Le gouvernement dans un "état de choc et de panique"

"Ça ne peut plus durer", a réagi Pierre Poilievre, le chef des conservateurs, lors d'une conférence de presse. "Justin Trudeau a perdu le contrôle, mais il s'accroche au pouvoir." Le Premier ministre, qui a annoncé son intention de se représenter dans les mois qui viennent, est déjà très affaibli par plusieurs récents revers politiques.

"C'est un désastre total", lâche Lori Turnbull, professeure de l'Université Dalhousie. "Cela place le gouvernement dans un état de choc et de panique", analyse-t-elle. "Je pense qu'il est beaucoup plus difficile pour M. Trudeau de rester Premier ministre, car il perd une certaine légitimité."

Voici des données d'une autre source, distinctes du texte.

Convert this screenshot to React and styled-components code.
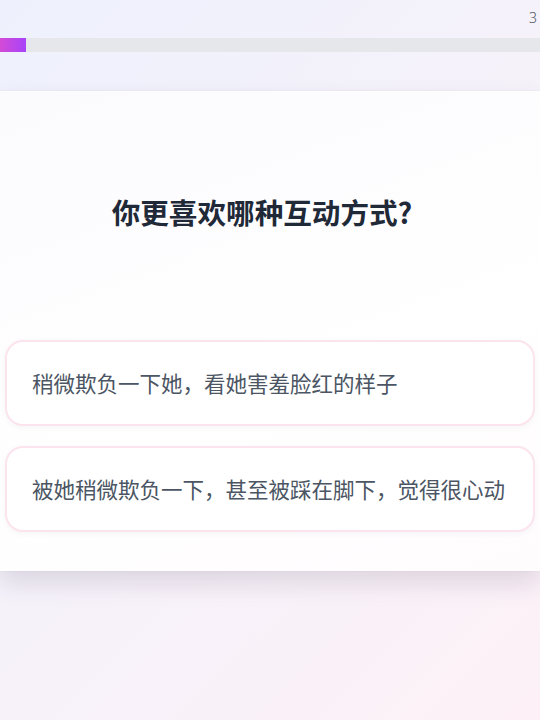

Je pense qu'il est beaucoup plus difficile pour M. Trudeau de rester Premier ministre, car il perd une certaine légitimité.

Lori Turnbull, professeure de l'Université Dalhousie. 

Les prochaines législatives doivent avoir lieu au plus tard le 20 octobre 2025, mais beaucoup d'analystes estiment que le gouvernement a peu de chances de tenir jusque-là. Le gouvernement a déjà survécu depuis septembre à trois motions de censure.

C'est "vraiment un problème" pour le Premier ministre, renchérit Geneviève Tellier, spécialiste de la politique fédérale. Selon elle, "c'est la première fois qu'on voit quelqu'un au cabinet contester le leadership de Justin Trudeau. Jusqu'à présent, tout le monde au conseil des ministres était solidaire".